Peter wonders if Beck is far more deserving of being a successor to Tony Stark’s legacy than he is, but as Parker seeks to balance his personal life and heroic duties, there are some agendas at work he knows nothing about..
It’s almost impossible to judge Spider-man: Far from Home now without looking at it through the looking-glass of the Marvel Studios / SONY disagreement that unexpectedly followed (and which we’ve covered at length). Right now the various interconnected threads of the Marvel Cinematic Universe seem back on track and the on the theatrical release of Far from Home everything was hunky-dory…. but for a while in the interim, things got… interesting.
But what of Far from Home on its own merits? There’s a perfectly reasonable argument to be made that Far from Home is silly, contrived and plot-hole-ridden, over-dependent on its set-pieces, full of numerous prat-falls and littered with some lightweight snark throughout – but even after all of that, there’s also no denying that it’s also good, decent – if somewhat undemanding – unapologetic fun.
True, it is lighter in tone and frothier, clearly aimed at a younger audience than recent entries. But it is – after all – the footnote to ‘Phase 3’ of the Marvel Cinematic Universe and has the unenviable task of coming hot on the heels of Avengers: Endgame: not just the bigger, more somber and more eventful entry but very likely to imminently become the most profitable film in the history of cinema, not to mention the other arachnid entry, the Oscar-winning animated Into the Spiderverse). Perhaps wisely, then, this is a Spider-man entry that pays dutiful lip-service to the always central idea of power and responsibility (with Peter trying to live up to Tony Stark’s posthumous expectations) but always makes sure the ‘heartfelt message’ doesn’t get in the way of a story that’s more ‘European Vacation’ than emotive vocation.
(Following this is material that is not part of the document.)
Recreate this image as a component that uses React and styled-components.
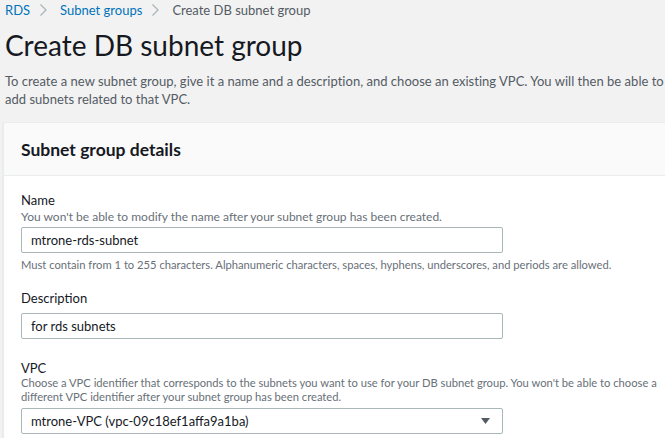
import React from "react";
import styled, { createGlobalStyle } from "styled-components";

const GlobalStyle = createGlobalStyle`
  html, body {
    margin: 0;
    padding: 0;
    background: #f2f2f2;
    font-family: Lato, "Open Sans", Arial, sans-serif;
    color: #16191f;
    overflow: hidden;
  }
`;

const Page = styled.div`
  width: 700px;
  padding: 0 0 0 5px;
`;

const Breadcrumbs = styled.nav`
  display: flex;
  align-items: center;
  height: 20px;
  font-size: 13px;
`;

const Crumb = styled.span`
  color: ${(p) => (p.$current ? "#545b64" : "#0073bb")};
`;

const Sep = styled.span`
  display: inline-flex;
  margin: 0 12px 0 9px;
  svg { display: block; }
`;

const Title = styled.h1`
  margin: 7px 0 0;
  font-size: 28px;
  font-weight: 400;
  line-height: 36px;
  color: #16191f;
`;

const Intro = styled.p`
  margin: 9px 0 0;
  font-size: 13px;
  letter-spacing: 0.02px;
  line-height: 18px;
  color: #545b64;
  width: 660px;
`;

const Panel = styled.section`
  margin: 14px 0 0 -2px;
  background: #fff;
  border-top: 1px solid #eaeded;
  border-left: 1px solid #eaeded;
  box-shadow: 0 1px 1px rgba(0, 28, 36, 0.2);
`;

const PanelHeader = styled.header`
  height: 52px;
  display: flex;
  align-items: center;
  padding: 0 17px;
  background: #fafafa;
  border-bottom: 1px solid #eaeded;
  font-size: 17.5px;
  font-weight: 700;
  color: #16191f;
`;

const PanelBody = styled.div`
  padding: 14px 17px 20px;
  display: flex;
  flex-direction: column;
`;

const Field = styled.div`
  display: flex;
  flex-direction: column;
  margin-top: ${(p) => p.$top || 0}px;
`;

const Label = styled.label`
  font-size: 13px;
  line-height: 20px;
  color: #16191f;
`;

const Hint = styled.div`
  font-size: ${(p) => p.$size || 11.2}px;
  line-height: 14px;
  color: #687078;
  width: 640px;
  margin-top: ${(p) => p.$above || 0}px;
  margin-bottom: ${(p) => p.$below || 0}px;
`;

const Constraint = styled(Hint)`
  margin-top: 5px;
`;

const Input = styled.div`
  box-sizing: border-box;
  width: 482px;
  height: 26px;
  margin-top: ${(p) => p.$gap || 0}px;
  border: 1px solid #aab7b8;
  border-radius: 2px;
  background: #fff;
  display: flex;
  align-items: center;
  justify-content: space-between;
  padding: 0 12px 0 9px;
  font-size: 13px;
  color: #16191f;
`;

const Chevron = () => (
  <svg width="9" height="14" viewBox="0 0 9 14">
    <path d="M1.5 1.5 L7 7 L1.5 12.5" fill="none" stroke="#aab7b8" strokeWidth="1.3" />
  </svg>
);

const Caret = () => (
  <svg width="9" height="6" viewBox="0 0 9 6">
    <path d="M0 0 H9 L4.5 6 Z" fill="#545b64" />
  </svg>
);

export default function App() {
  return (
    <>
      <GlobalStyle />
      <Page>
        <Breadcrumbs>
          <Crumb>RDS</Crumb>
          <Sep><Chevron /></Sep>
          <Crumb>Subnet groups</Crumb>
          <Sep><Chevron /></Sep>
          <Crumb $current>Create DB subnet group</Crumb>
        </Breadcrumbs>
        <Title>Create DB subnet group</Title>
        <Intro>
          To create a new subnet group, give it a name and a description, and choose an existing VPC. You will then be able to add subnets related to that VPC.
        </Intro>
        <Panel>
          <PanelHeader>Subnet group details</PanelHeader>
          <PanelBody>
            <Field>
              <Label>Name</Label>
              <Hint $size={12} $below={2}>You won't be able to modify the name after your subnet group has been created.</Hint>
              <Input $gap={1}>mtrone-rds-subnet</Input>
              <Constraint>
                Must contain from 1 to 255 characters. Alphanumeric characters, spaces, hyphens, underscores, and periods are allowed.
              </Constraint>
            </Field>
            <Field $top={16}>
              <Label>Description</Label>
              <Input $gap={5}>for rds subnets</Input>
            </Field>
            <Field $top={19}>
              <Label>VPC</Label>
              <Hint $above={-2} $below={4}>
                Choose a VPC identifier that corresponds to the subnets you want to use for your DB subnet group. You won't be able to choose a different VPC identifier after your subnet group has been created.
              </Hint>
              <Input>
                <span>mtrone-VPC (vpc-09c18ef1affa9a1ba)</span>
                <Caret />
              </Input>
            </Field>
          </PanelBody>
        </Panel>
      </Page>
    </>
  );
}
Holland is essaying a younger Peter Parker than recent peers (and even the modern Marvel comics) and he does so with an engagingly awkward style that fits the teenage remit. Wisely he lets the CGI, fairly seemless even when totally defying the laws of physics, take care of the action heroics and concentrates on giving us a hapless hero looking for a new direction. The power, responsibility and box-office success largely rests on his performance and though Holland is an actor in his early 20s, there’s no moment when he doesn’t perfectly personify those awkward teenage years where even non-superheroes have to decide what’s important to them.
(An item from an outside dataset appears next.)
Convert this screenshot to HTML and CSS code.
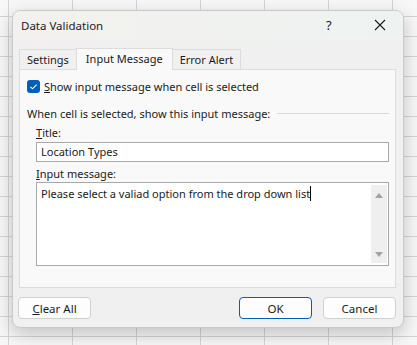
FILE: index.html
```html
<!DOCTYPE html>
<html lang="en">
<head>
    <meta charset="UTF-8" />
    <title>Data Validation</title>
    <link rel="stylesheet" href="styles.css">
</head>
<body>
    <div class="dialog">
        <div class="titlebar">
            <span class="title">Data Validation</span>
            <span class="help">?</span>
            <svg class="close" width="12" height="12" viewBox="0 0 12 12">
                <path d="M1 1 L11 11 M11 1 L1 11" stroke="#1b1b1b" stroke-width="1.1" fill="none" />
            </svg>
        </div>

        <!-- Tabs -->
        <div class="tabs">
            <div class="tab">Settings</div>
            <div class="tab active">Input Message</div>
            <div class="tab">Error Alert</div>
        </div>

        <div class="panel">
            <div class="check-row">
                <span class="checkbox">
                    <svg width="13" height="13" viewBox="0 0 13 13">
                        <path d="M3.5 6.8 L5.6 8.8 L9.6 4.6" stroke="#fff" stroke-width="1.1" fill="none" />
                    </svg>
                </span>
                <span><u>S</u>how input message when cell is selected</span>
            </div>

            <div class="group-heading">
                <span>When cell is selected, show this input message:</span>
                <div class="rule"></div>
            </div>

            <div class="field">
                <div class="field-label"><u>T</u>itle:</div>
                <div class="textbox">Location Types</div>
            </div>

            <div class="field">
                <div class="field-label"><u>I</u>nput message:</div>
                <div class="textarea">
                    <div class="textarea-text">Please select a valiad option from the drop down list<span class="caret"></span></div>
                    <div class="scrollbar">
                        <span class="arrow up"></span>
                        <span class="arrow down"></span>
                    </div>
                </div>
            </div>
        </div>

        <div class="footer">
            <button class="btn"><u>C</u>lear All</button>
            <div class="spacer"></div>
            <button class="btn primary">OK</button>
            <button class="btn">Cancel</button>
        </div>
    </div>
</body>
</html>
```

FILE: styles.css
```css
body {
    margin: 0;
    height: 345px;
    overflow: hidden;
    font-family: "Noto Sans", "Open Sans", sans-serif;
    font-size: 11px;
    color: #1b1b1b;
    background-color: #f7f7f7;
    background-image:
        linear-gradient(to right, #d4d4d4 1px, transparent 1px),
        linear-gradient(to bottom, #d4d4d4 1px, transparent 1px);
    background-size: 64px 20px;
    background-position: 8px 16px;
    padding-top: 10px;
    box-sizing: border-box;
}
.dialog {
    margin-left: 12px;
    width: 392px;
    height: 318px;
    box-sizing: border-box;
    background: #f0f0f0;
    border: 1px solid #c9c9c9;
    border-radius: 8px;
    box-shadow: 0 6px 18px rgba(0, 0, 0, 0.22);
    display: flex;
    flex-direction: column;
    overflow: hidden;
}
.titlebar {
    height: 30px;
    display: flex;
    align-items: center;
    padding-left: 8px;
    font-size: 11.5px;
    background: linear-gradient(to right, #f3f1ee, #eef3f1);
}
.title {
    flex: 1;
    margin-top: -2px;
}
.help {
    width: 12px;
    margin-right: 36px;
    font-size: 13px;
    margin-top: -2px;
}
.close {
    margin-right: 17px;
    margin-top: -3px;
}
.tabs {
    display: flex;
    align-items: flex-end;
    height: 28px;
    padding-left: 6px;
    position: relative;
    z-index: 1;
}
.tab {
    height: 19px;
    line-height: 20px;
    padding: 0 7px;
    background: #f0f0f0;
    border: 1px solid #dcdcdc;
    border-bottom: none;
    box-sizing: content-box;
}
.tab + .tab {
    margin-left: -1px;
}
.tab.active {
    height: 21px;
    line-height: 20px;
    padding: 0 9px;
    background: #f9f9f9;
    margin-bottom: -1px;
}
.panel {
    margin: 0 7px 0 6px;
    height: 219px;
    box-sizing: border-box;
    background: #f9f9f9;
    border: 1px solid #dcdcdc;
    padding: 10px 6px 0 7px;
}
.check-row {
    display: flex;
    align-items: center;
    height: 13px;
    gap: 4px;
}
.checkbox {
    width: 13px;
    height: 13px;
    background: #005fb8;
    border-radius: 3px;
    display: flex;
}
.group-heading {
    display: flex;
    align-items: center;
    margin-top: 12px;
    height: 16px;
}
.rule {
    flex: 1;
    height: 1px;
    background: #d8d8d8;
    margin-left: 7px;
    margin-top: 1px;
}
.field {
    margin-left: 9px;
}
.field-label {
    height: 16px;
    line-height: 16px;
    margin-top: 4px;
    margin-bottom: 1px;
}
.textbox {
    width: 353px;
    height: 20px;
    box-sizing: border-box;
    border: 1px solid #a9a9a9;
    background: #fff;
    line-height: 18px;
    padding-left: 4px;
}
.textarea {
    width: 353px;
    height: 84px;
    box-sizing: border-box;
    border: 1px solid #a9a9a9;
    background: #fff;
    display: flex;
    margin-top: -1px;
}
.textarea-text {
    flex: 1;
    padding: 2px 0 0 4px;
    line-height: 17px;
}
.caret {
    display: inline-block;
    width: 1px;
    height: 15px;
    background: #000;
    vertical-align: -3px;
}
.scrollbar {
    width: 16px;
    margin: 2px 1px 2px 0;
    background: #efefef;
    display: flex;
    flex-direction: column;
    justify-content: space-between;
    align-items: center;
    padding: 8px 0 6px;
    box-sizing: border-box;
}
.arrow {
    width: 0;
    height: 0;
    border-left: 4px solid transparent;
    border-right: 4px solid transparent;
}
.arrow.up {
    border-bottom: 5px solid #a3a3a3;
}
.arrow.down {
    border-top: 5px solid #a3a3a3;
}
.footer {
    display: flex;
    padding: 9px 7px 0 5px;
    gap: 11px;
}
.spacer {
    flex: 1;
}
.btn {
    width: 73px;
    height: 22px;
    font-family: inherit;
    font-size: 11.5px;
    color: #1b1b1b;
    background: #fdfdfd;
    border: 1px solid #d0d0d0;
    border-radius: 4px;
    padding: 0;
}
.btn.primary {
    border-color: #005fb8;
}
```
Jake Gyllenhaal thoroughly enjoys the theatrical side of Quentin Beck aka Mysterio, initially as a visually flamboyant and assured hero whom Peter sees as a more worthy successor to the Stark mantle than himself. But given that the character is a well-known member of the webslinger’s rogues gallery in the comics, the revelation that there may be more to Beck’s ‘heroic’ actions than it first seems, somewhat robs of any ‘shock’ twist. Samuel L. Jackson reprises Nick Fury, a man who doesn’t take kindly to being ‘ghosted’ – though the most loyal Marvel fans might spend some time wondering how the resourceful Fury is so easily duped on several occasions and seemingly has the full resources of SHIELD at his disposal when he’s been a no-show for so long in the ABC series. (Technically an answer comes late in the day). Marisa Tomei continues to give us the sexiest Aunt May in history and the potential romance with Jon Favreau’s ever-reliable Happy Hogan works better than expected, even if it’s largely a continuing joke to make Peter feel uncomfortable.
Any close scrutiny of the story dynamics is probably not too advisable. So much emphasis is put on Peter wondering if he can be the ‘next Iron Man’ that it’s as if the film forgets that there are almost hundreds of other ‘bigger’ heroes now back in circulation after the ‘Blip/Snap’ who likely have far better credentials and claim to the throne (but it name-checks a few only a specific few as being ‘unavailable’ for a variety of convenient reasons). The CGI, though excellent as noted (particularly in some of the Mysterio illusion scenes such as the ‘house of mirrors’) drives the film but director Jon Watts relies on it too much when it’s obvious that the film’s strengths are in its young ensemble. The Infinity wardrobe of interchangeable Spider-suits are genuinely nifty and visually fun, but giving the web-slinger an ever-growing ever-ready arsenal rather than angst almost goes against the grain of the young hero’s signature style.
It is interesting – and a touch bizarre – that two major scenes are thrown into the end-credits with an almost ill-fitting, casual tone that belies their massive impact on anything that will follow. Without specific spoilers, the first spins out in a wholly unlikely way from the film’s final hero-villain confrontation and though it also has a welcome era-spanning cameo, it essentially changes the entire status-quo for any third modern Spider-man film (and given that, would surely have fared much better as a dramatic closing scene that audiences wouldn’t leave before seeing). The second is also potentially significant, if lighter in tone, but it does reframe at least one character’s total motivation throughout… and again, it’s strange that such a moment would be considered ‘optional’ to see considering the ramifications.
Even despite its emphasis on ‘feelz’ rather than lack of real emotional wallop (or perhaps because of that), Spider-man: Far from Home proved to be a crowd-pleaser on its cinematic release and will undoubtedly hit just as big on DVD, even as an almost old-school, high school romp and assured summer tentpole. It does what it says on the tin of web-fluid and if it doesn’t push a single boundary other than the FX budget, it struts with a self-confidence that’s almost earned.